The listing below must be repeated word for word, with its images excluded.
- - - - - - -
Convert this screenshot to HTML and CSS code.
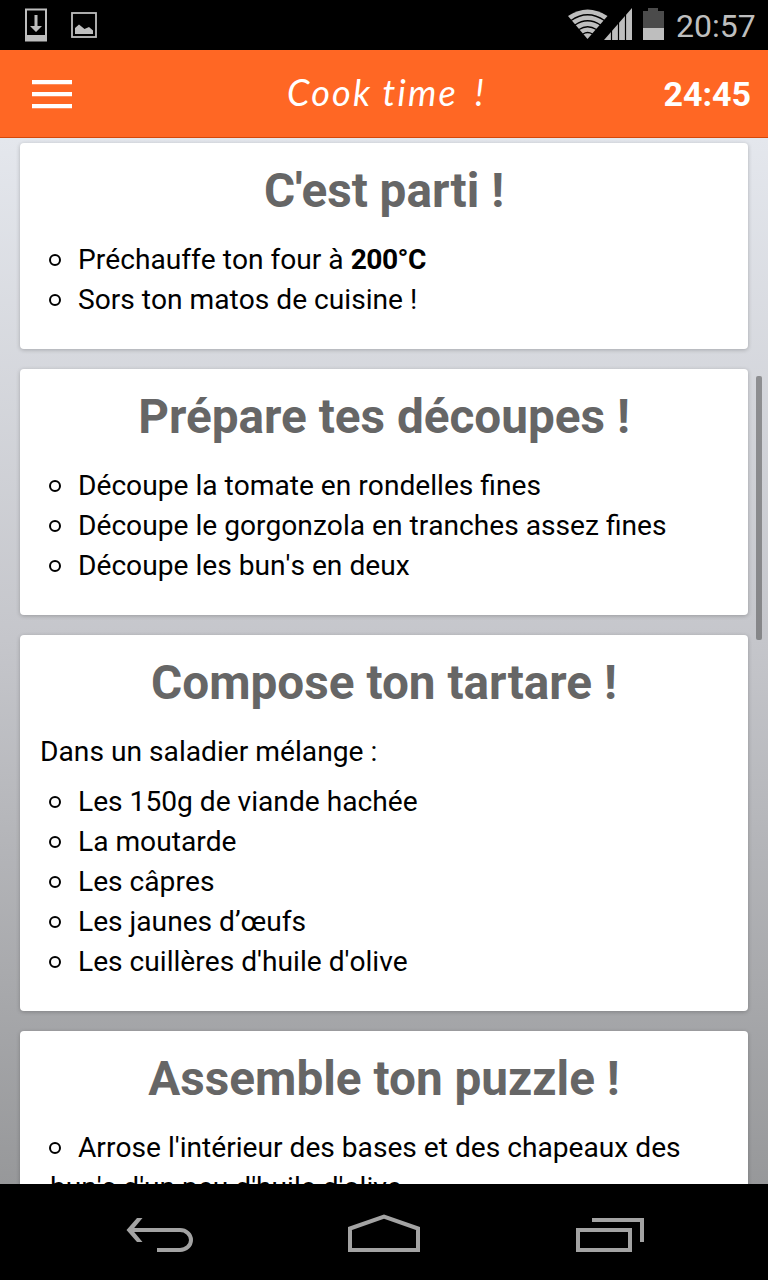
FILE: index.html
```
<!DOCTYPE html>
<html lang="fr">
<head>
<meta charset="utf-8">
<title>Cook time !</title>
<link rel="stylesheet" href="styles.css">
</head>
<body>
<div class="phone">
  <div class="status">
    <svg class="status-left" width="80" height="50" viewBox="20 0 80 50">
      <rect x="26" y="9.500" width="20" height="30" fill="none" stroke="#bebebe" stroke-width="2"/>
      <path fill="#bebebe" d="M25 35h22v6.500H25zM34.500 15h3v11h4.500l-6 6-6-6h4.500z"/>
      <rect x="72" y="13" width="24" height="24" fill="none" stroke="#bebebe" stroke-width="1.800"/>
      <path fill="#bebebe" d="M75 34v-6l4-3.500 5.500 4.500 4.500-2 4 3.500v3.500z"/>
    </svg>
    <div class="status-right">
      <svg width="100" height="50" viewBox="566 0 100 50">
        <path fill="#bebebe" d="M587.500 39L568 16Q587.500 3 607.500 16z"/>
        <path fill="none" stroke="#000" stroke-width="1.300" d="M571 20.500Q587.500 9 604.500 20.500M575 25Q587.500 16.500 600.500 25M579 29.500Q587.500 24 596.500 29.500M583 34Q587.500 31 592.500 34"/>
        <path fill="#bebebe" d="M604 40L632 8v32z"/>
        <path stroke="#000" stroke-width="1.200" d="M611.500 8v33M618.500 8v33M625.500 8v33"/>
        <path fill="#4b4b4b" d="M643 11h5V8h10v3h6v18h-21z"/>
        <path fill="#bebebe" d="M643 28h21v12h-21z"/>
      </svg>
      <span class="clock">20:57</span>
    </div>
  </div>
  <header class="header">
    <div class="menu"><i></i><i></i><i></i></div>
    <h1 class="title">Cook time <span>!</span></h1>
    <span class="timer">24:45</span>
  </header>
  <main class="content">
    <section class="card">
      <h2>C'est parti !</h2>
      <ul>
        <li>Préchauffe ton four à <b>200°C</b></li>
        <li>Sors ton matos de cuisine !</li>
      </ul>
    </section>
    <section class="card">
      <h2>Prépare tes découpes !</h2>
      <ul>
        <li>Découpe la tomate en rondelles fines</li>
        <li>Découpe le gorgonzola en tranches assez fines</li>
        <li>Découpe les bun's en deux</li>
      </ul>
    </section>
    <section class="card">
      <h2>Compose ton tartare !</h2>
      <p>Dans un saladier mélange :</p>
      <ul>
        <li>Les 150g de viande hachée</li>
        <li>La moutarde</li>
        <li>Les câpres</li>
        <li>Les jaunes d’œufs</li>
        <li>Les cuillères d'huile d'olive</li>
      </ul>
    </section>
    <section class="card">
      <h2>Assemble ton puzzle !</h2>
      <ul>
        <li>Arrose l'intérieur des bases et des chapeaux des bun's d'un peu d'huile d'olive</li>
      </ul>
    </section>
    <div class="scrollbar"></div>
  </main>
  <nav class="nav">
    <svg width="768" height="96" viewBox="0 1184 768 96" fill="none" stroke="#a3a3a3" stroke-width="4">
      <path d="M130 1230h50a11 10 0 0 1 0 20h-23"/>
      <path fill="#a3a3a3" stroke="none" d="M126.500 1230l10.500-12h5.500l-10 12 10 12H137z"/>
      <path d="M350 1250v-21.500l34-12 34 12V1250z"/>
      <path d="M578 1230h52v20h-52zM592 1220h50v22"/>
    </svg>
  </nav>
</div>
</body>
</html>
```
FILE: styles.css
```
*, ::before { box-sizing: border-box; }
body { margin: 0; font-family: Roboto, sans-serif; color: #000; }
.phone { width: 768px; height: 1280px; display: flex; flex-direction: column; overflow: hidden; background: #000; }
.status { flex: none; height: 50px; display: flex; justify-content: space-between; padding: 0 12px 0 20px; background: #000; }
.status svg { display: block; }
.status-right { display: flex; gap: 10px; }
.clock { width: 80px; color: #bebebe; font-size: 32px; line-height: 52px; white-space: nowrap; }
.header { flex: none; height: 88px; display: grid; grid-template-columns: 120px 1fr 120px; align-items: center; padding: 0 17px 0 32px; background: #ff6724; border-bottom: 1px solid #d4480b; color: #fff; }
.menu { width: 40px; display: grid; gap: 8px; }
.menu i { height: 4px; background: #fff; box-shadow: 0 1px rgba(255, 255, 255, .25); }
.title { margin: 0 10px 4px 0; text-align: center; font-family: Lato, sans-serif; font-size: 36px; font-style: italic; font-weight: 400; line-height: 48px; letter-spacing: 2.2px; white-space: nowrap; }
.title span { margin-left: 6px; }
.timer { text-align: right; font-size: 34px; font-weight: 700; }
.content { position: relative; flex: 1; min-height: 0; overflow: hidden; display: flex; flex-direction: column; gap: 20px; padding: 5px 20px 0; background: linear-gradient(#e4e7ed, #c5c6cb 48%, #97989a); }
.card { flex: none; padding: 0 20px 29px; border-radius: 4px; background: #fff; box-shadow: 0 1px 4px rgba(0, 0, 0, .23); }
.card h2 { height: 97px; margin: 0; text-align: center; color: #666; font-size: 47.7px; font-weight: 700; line-height: 96px; white-space: nowrap; }
.card p { margin: 0 0 10px; font-size: 28.2px; line-height: 40px; font-kerning: none; }
.card ul { margin: 0; padding: 0 0 0 10px; list-style: none; font-size: 28.15px; line-height: 40px; font-kerning: none; }
.card b { letter-spacing: -.5px; }
.card li::before { content: ""; display: inline-block; width: 12px; height: 12px; margin: 0 17px 3px -1px; border: 2px solid #000; border-radius: 50%; }
.scrollbar { position: absolute; right: 6px; top: 238px; width: 6px; height: 264px; border-radius: 2px; background: rgba(70, 70, 70, .5); }
.nav { flex: none; height: 96px; background: #000; }
.nav svg { display: block; }
```
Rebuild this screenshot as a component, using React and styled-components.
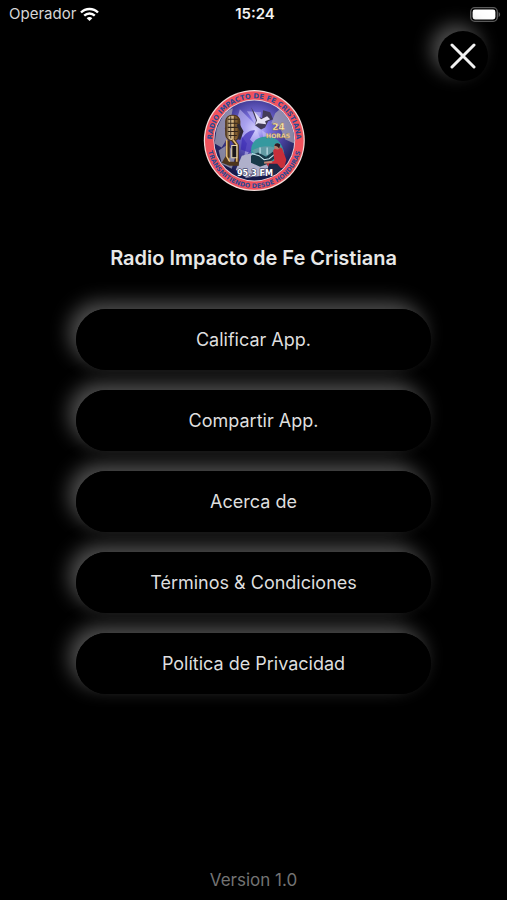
- - - - - - -
◆ EXERCISE SOLUTION
Convert this screenshot to HTML and CSS code.
FILE: index.html
```
<!DOCTYPE html>
<html lang="fr">
<head>
<meta charset="utf-8">
<title>Cook time !</title>
<link rel="stylesheet" href="styles.css">
</head>
<body>
<div class="phone">
  <div class="status">
    <svg class="status-left" width="80" height="50" viewBox="20 0 80 50">
      <rect x="26" y="9.500" width="20" height="30" fill="none" stroke="#bebebe" stroke-width="2"/>
      <path fill="#bebebe" d="M25 35h22v6.500H25zM34.500 15h3v11h4.500l-6 6-6-6h4.500z"/>
      <rect x="72" y="13" width="24" height="24" fill="none" stroke="#bebebe" stroke-width="1.800"/>
      <path fill="#bebebe" d="M75 34v-6l4-3.500 5.500 4.500 4.500-2 4 3.500v3.500z"/>
    </svg>
    <div class="status-right">
      <svg width="100" height="50" viewBox="566 0 100 50">
        <path fill="#bebebe" d="M587.500 39L568 16Q587.500 3 607.500 16z"/>
        <path fill="none" stroke="#000" stroke-width="1.300" d="M571 20.500Q587.500 9 604.500 20.500M575 25Q587.500 16.500 600.500 25M579 29.500Q587.500 24 596.500 29.500M583 34Q587.500 31 592.500 34"/>
        <path fill="#bebebe" d="M604 40L632 8v32z"/>
        <path stroke="#000" stroke-width="1.200" d="M611.500 8v33M618.500 8v33M625.500 8v33"/>
        <path fill="#4b4b4b" d="M643 11h5V8h10v3h6v18h-21z"/>
        <path fill="#bebebe" d="M643 28h21v12h-21z"/>
      </svg>
      <span class="clock">20:57</span>
    </div>
  </div>
  <header class="header">
    <div class="menu"><i></i><i></i><i></i></div>
    <h1 class="title">Cook time <span>!</span></h1>
    <span class="timer">24:45</span>
  </header>
  <main class="content">
    <section class="card">
      <h2>C'est parti !</h2>
      <ul>
        <li>Préchauffe ton four à <b>200°C</b></li>
        <li>Sors ton matos de cuisine !</li>
      </ul>
    </section>
    <section class="card">
      <h2>Prépare tes découpes !</h2>
      <ul>
        <li>Découpe la tomate en rondelles fines</li>
        <li>Découpe le gorgonzola en tranches assez fines</li>
        <li>Découpe les bun's en deux</li>
      </ul>
    </section>
    <section class="card">
      <h2>Compose ton tartare !</h2>
      <p>Dans un saladier mélange :</p>
      <ul>
        <li>Les 150g de viande hachée</li>
        <li>La moutarde</li>
        <li>Les câpres</li>
        <li>Les jaunes d’œufs</li>
        <li>Les cuillères d'huile d'olive</li>
      </ul>
    </section>
    <section class="card">
      <h2>Assemble ton puzzle !</h2>
      <ul>
        <li>Arrose l'intérieur des bases et des chapeaux des bun's d'un peu d'huile d'olive</li>
      </ul>
    </section>
    <div class="scrollbar"></div>
  </main>
  <nav class="nav">
    <svg width="768" height="96" viewBox="0 1184 768 96" fill="none" stroke="#a3a3a3" stroke-width="4">
      <path d="M130 1230h50a11 10 0 0 1 0 20h-23"/>
      <path fill="#a3a3a3" stroke="none" d="M126.500 1230l10.500-12h5.500l-10 12 10 12H137z"/>
      <path d="M350 1250v-21.500l34-12 34 12V1250z"/>
      <path d="M578 1230h52v20h-52zM592 1220h50v22"/>
    </svg>
  </nav>
</div>
</body>
</html>
```
FILE: styles.css
```
*, ::before { box-sizing: border-box; }
body { margin: 0; font-family: Roboto, sans-serif; color: #000; }
.phone { width: 768px; height: 1280px; display: flex; flex-direction: column; overflow: hidden; background: #000; }
.status { flex: none; height: 50px; display: flex; justify-content: space-between; padding: 0 12px 0 20px; background: #000; }
.status svg { display: block; }
.status-right { display: flex; gap: 10px; }
.clock { width: 80px; color: #bebebe; font-size: 32px; line-height: 52px; white-space: nowrap; }
.header { flex: none; height: 88px; display: grid; grid-template-columns: 120px 1fr 120px; align-items: center; padding: 0 17px 0 32px; background: #ff6724; border-bottom: 1px solid #d4480b; color: #fff; }
.menu { width: 40px; display: grid; gap: 8px; }
.menu i { height: 4px; background: #fff; box-shadow: 0 1px rgba(255, 255, 255, .25); }
.title { margin: 0 10px 4px 0; text-align: center; font-family: Lato, sans-serif; font-size: 36px; font-style: italic; font-weight: 400; line-height: 48px; letter-spacing: 2.2px; white-space: nowrap; }
.title span { margin-left: 6px; }
.timer { text-align: right; font-size: 34px; font-weight: 700; }
.content { position: relative; flex: 1; min-height: 0; overflow: hidden; display: flex; flex-direction: column; gap: 20px; padding: 5px 20px 0; background: linear-gradient(#e4e7ed, #c5c6cb 48%, #97989a); }
.card { flex: none; padding: 0 20px 29px; border-radius: 4px; background: #fff; box-shadow: 0 1px 4px rgba(0, 0, 0, .23); }
.card h2 { height: 97px; margin: 0; text-align: center; color: #666; font-size: 47.7px; font-weight: 700; line-height: 96px; white-space: nowrap; }
.card p { margin: 0 0 10px; font-size: 28.2px; line-height: 40px; font-kerning: none; }
.card ul { margin: 0; padding: 0 0 0 10px; list-style: none; font-size: 28.15px; line-height: 40px; font-kerning: none; }
.card b { letter-spacing: -.5px; }
.card li::before { content: ""; display: inline-block; width: 12px; height: 12px; margin: 0 17px 3px -1px; border: 2px solid #000; border-radius: 50%; }
.scrollbar { position: absolute; right: 6px; top: 238px; width: 6px; height: 264px; border-radius: 2px; background: rgba(70, 70, 70, .5); }
.nav { flex: none; height: 96px; background: #000; }
.nav svg { display: block; }
```
Rebuild this screenshot as a component, using React and styled-components.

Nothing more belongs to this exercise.